Unlike other accents that have changed because of an influx of new residents, the distinctive, white working-class “yat” accent of New Orleans has declined as many locals left following the devastating Hurricane Katrina in 2005.

The accent is distinct from other regional accents in the South and often described as sounding as much like Brooklynese as Southern.

The hurricane was a “catastrophic” language change event for New Orleans since it displaced around a quarter million residents in the first year after the storm and brought in tens of thousands of outsiders in the following decade.

The diminishment of the “yat” accent is most noticeable in millennials, who were adolescents when Katrina hit, since they were exposed to other ways of speaking during a key time for linguistic development, Virginia Tech sociolinguist Katie Carmichael said in a paper published in December.

Cheryl Wilson Lanier, a 64-year-old who grew up in Chalmette, Louisiana, one of the New Orleans suburbs where the accent was most prevalent, worries that part of the region’s uniqueness will be lost if the accent disappears.

“It’s kind of like we’re losing our distinct personality,” she said.

Southern identity changing

While it is diminishing in many urban areas, the Southern accent is unlikely to disappear completely because “accents are an incredibly straightforward way of showing other people something about ourselves,” said University of Georgia linguist Margaret Renwick, one of the authors of the Atlanta studies.

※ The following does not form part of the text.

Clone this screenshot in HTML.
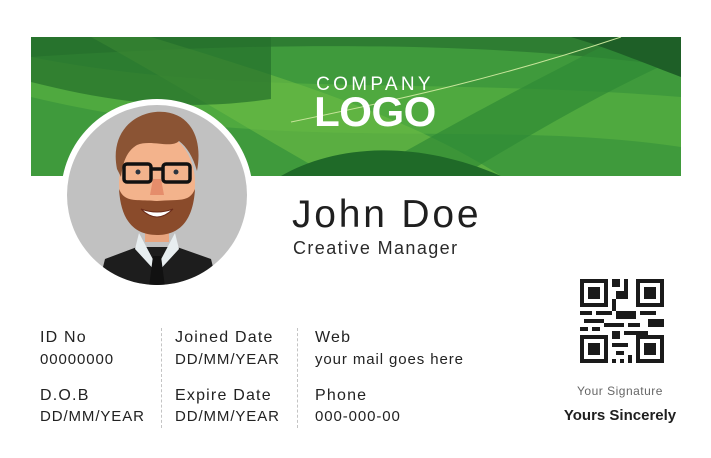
<!DOCTYPE html>
<html><head><meta charset="utf-8"><style>
html,body{margin:0;padding:0;background:#fff;}
body{width:711px;height:458px;position:relative;overflow:hidden;font-family:"Liberation Sans",sans-serif;color:#222;}
.abs{position:absolute;}
.lab{font-size:16px;color:#222;letter-spacing:1.2px;}
.val{font-size:15px;color:#222;letter-spacing:0.9px;}
.dash{position:absolute;width:0;border-left:1px dashed #c4c4c4;}
</style></head><body>
<svg class="abs" style="left:31px;top:37px" width="650" height="139" viewBox="0 0 650 139">
<rect width="650" height="139" fill="#3f9a3c"/>
<path d="M0 0 L650 0 L650 30 C500 10 300 0 0 20Z" fill="#2e7d32"/>
<path d="M0 20 C200 60 400 40 650 60 L650 110 C450 80 250 120 0 60Z" fill="#4fa93f"/>
<path d="M120 0 C250 40 380 80 470 139 L300 139 C230 100 150 50 60 0Z" fill="#6cbd45" opacity="0.6"/>
<path d="M0 45 C80 65 150 75 240 62 L240 0 L0 0Z" fill="#256f2b" opacity="0.7"/>
<path d="M330 139 C400 100 470 60 590 0 L650 0 L650 20 C560 60 480 110 430 139Z" fill="#2f8a34" opacity="0.7"/>
<path d="M250 139 C300 110 380 100 470 139Z" fill="#1f6a28"/>
<path d="M540 0 L650 0 L650 40 C610 25 580 12 540 0Z" fill="#1e5f27"/>
<path d="M260 85 C380 60 470 40 590 0" stroke="#c7e59a" stroke-width="1" fill="none"/>
</svg>
<div class="abs" style="left:280px;top:74px;width:190px;text-align:center;color:#fff;font-size:19px;letter-spacing:3.3px;">COMPANY</div>
<div class="abs" style="left:280px;top:88px;width:190px;text-align:center;color:#fff;font-size:42px;font-weight:bold;letter-spacing:-0.5px;">LOGO</div>
<svg class="abs" style="left:61px;top:99px" width="192" height="192" viewBox="0 0 192 192">
<defs><clipPath id="c"><circle cx="96" cy="96" r="90"/></clipPath></defs>
<circle cx="96" cy="96" r="96" fill="#fff"/>
<circle cx="96" cy="96" r="90" fill="#c1c1c1"/>
<g clip-path="url(#c)">
<path d="M36 192 L44 160 L76 148 L116 148 L150 160 L158 192Z" fill="#1d1d1d"/>
<path d="M78 134 L96 168 L114 134 L118 150 L96 174 L74 150Z" fill="#e8eef0"/>
<path d="M92 157 L100 157 L104 188 L96 192 L88 188Z" fill="#111"/>
<rect x="84" y="118" width="24" height="25" fill="#e8a57f"/>
<ellipse cx="96" cy="84" rx="38" ry="50" fill="#f3b38c"/>
<path d="M58 90 C60 125 76 136 96 136 C116 136 132 125 134 90 C128 104 118 100 96 102 C74 100 64 104 58 90Z" fill="#8a4b2b"/>
<path d="M80 110 Q96 126 112 110 Q96 116 80 110Z" fill="#fff" stroke="#6b2c1a"/>
<path d="M56 70 C48 30 78 10 104 13 C130 16 142 40 136 72 C132 58 126 48 118 42 C110 50 90 40 76 46 C66 52 62 62 60 78Z" fill="#8b5434"/>
<rect x="63" y="65" width="27" height="18" rx="3" fill="none" stroke="#111" stroke-width="3.5"/>
<rect x="102" y="65" width="27" height="18" rx="3" fill="none" stroke="#111" stroke-width="3.5"/>
<path d="M90 70 L102 70" stroke="#111" stroke-width="3.5"/>
<circle cx="77" cy="73" r="2.5" fill="#2a3440"/><circle cx="115" cy="73" r="2.5" fill="#2a3440"/>
<path d="M92 80 L100 80 L103 96 L89 96Z" fill="#e58d6b"/>
</g>
</svg>
<div class="abs" style="left:292px;top:193px;font-size:39px;color:#1f1f1f;letter-spacing:2.8px;">John Doe</div>
<div class="abs" style="left:293px;top:238px;font-size:18px;color:#2a2a2a;letter-spacing:1.4px;">Creative Manager</div>
<div class="abs lab" style="left:40px;top:329px">ID No</div>
<div class="abs val" style="left:40px;top:351px">00000000</div>
<div class="abs lab" style="left:40px;top:387px">D.O.B</div>
<div class="abs val" style="left:40px;top:408px">DD/MM/YEAR</div>
<div class="dash" style="left:161px;top:328px;height:100px"></div>
<div class="abs lab" style="left:175px;top:329px">Joined Date</div>
<div class="abs val" style="left:175px;top:351px">DD/MM/YEAR</div>
<div class="abs lab" style="left:175px;top:387px">Expire Date</div>
<div class="abs val" style="left:175px;top:408px">DD/MM/YEAR</div>
<div class="dash" style="left:297px;top:328px;height:100px"></div>
<div class="abs lab" style="left:315px;top:329px">Web</div>
<div class="abs val" style="left:315px;top:351px">your mail goes here</div>
<div class="abs lab" style="left:315px;top:387px">Phone</div>
<div class="abs val" style="left:315px;top:408px">000-000-00</div>
<svg class="abs" style="left:580px;top:279px" width="84" height="84" viewBox="0 0 21 21" shape-rendering="crispEdges">
<g fill="#1a1a1a">
<rect x="0" y="0" width="7" height="7"/><rect x="1" y="1" width="5" height="5" fill="#fff"/><rect x="2" y="2" width="3" height="3"/>
<rect x="14" y="0" width="7" height="7"/><rect x="15" y="1" width="5" height="5" fill="#fff"/><rect x="16" y="2" width="3" height="3"/>
<rect x="0" y="14" width="7" height="7"/><rect x="1" y="15" width="5" height="5" fill="#fff"/><rect x="2" y="16" width="3" height="3"/>
<rect x="8" y="0" width="2" height="2"/><rect x="11" y="0" width="1" height="3"/><rect x="9" y="3" width="3" height="2"/><rect x="8" y="5" width="1" height="3"/>
<rect x="0" y="8" width="3" height="1"/><rect x="4" y="8" width="4" height="1"/><rect x="1" y="10" width="5" height="1"/><rect x="0" y="12" width="2" height="1"/>
<rect x="9" y="8" width="5" height="2"/><rect x="15" y="8" width="4" height="1"/><rect x="17" y="10" width="4" height="2"/><rect x="12" y="11" width="3" height="1"/>
<rect x="6" y="11" width="5" height="1"/><rect x="3" y="12" width="2" height="1"/><rect x="8" y="13" width="2" height="2"/><rect x="11" y="13" width="6" height="1"/>
<rect x="14" y="14" width="7" height="7"/><rect x="15" y="15" width="5" height="5" fill="#fff"/><rect x="16" y="16" width="3" height="3"/>
<rect x="8" y="16" width="4" height="1"/><rect x="9" y="18" width="2" height="1"/><rect x="8" y="20" width="1" height="1"/><rect x="10" y="20" width="1" height="1"/><rect x="12" y="19" width="1" height="2"/>
</g></svg>
<div class="abs" style="left:560px;top:384px;width:120px;text-align:center;font-size:12px;color:#666;letter-spacing:0.5px;">Your Signature</div>
<div class="abs" style="left:556px;top:407px;width:128px;text-align:center;font-size:15px;font-weight:bold;color:#1f1f1f;">Yours Sincerely</div>
</body></html>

It may instead reflect a change in how younger speakers view Southern identity, with a regional accent not as closely associated with what is considered Southern as in previous generations, and linguistic boundaries less important than other factors, she said.

“So young people in the Atlanta area or Raleigh area have a different vision of what life is in the South,” Renwick said. “And it’s not the same as the one that their parents or grandparents grew up with.”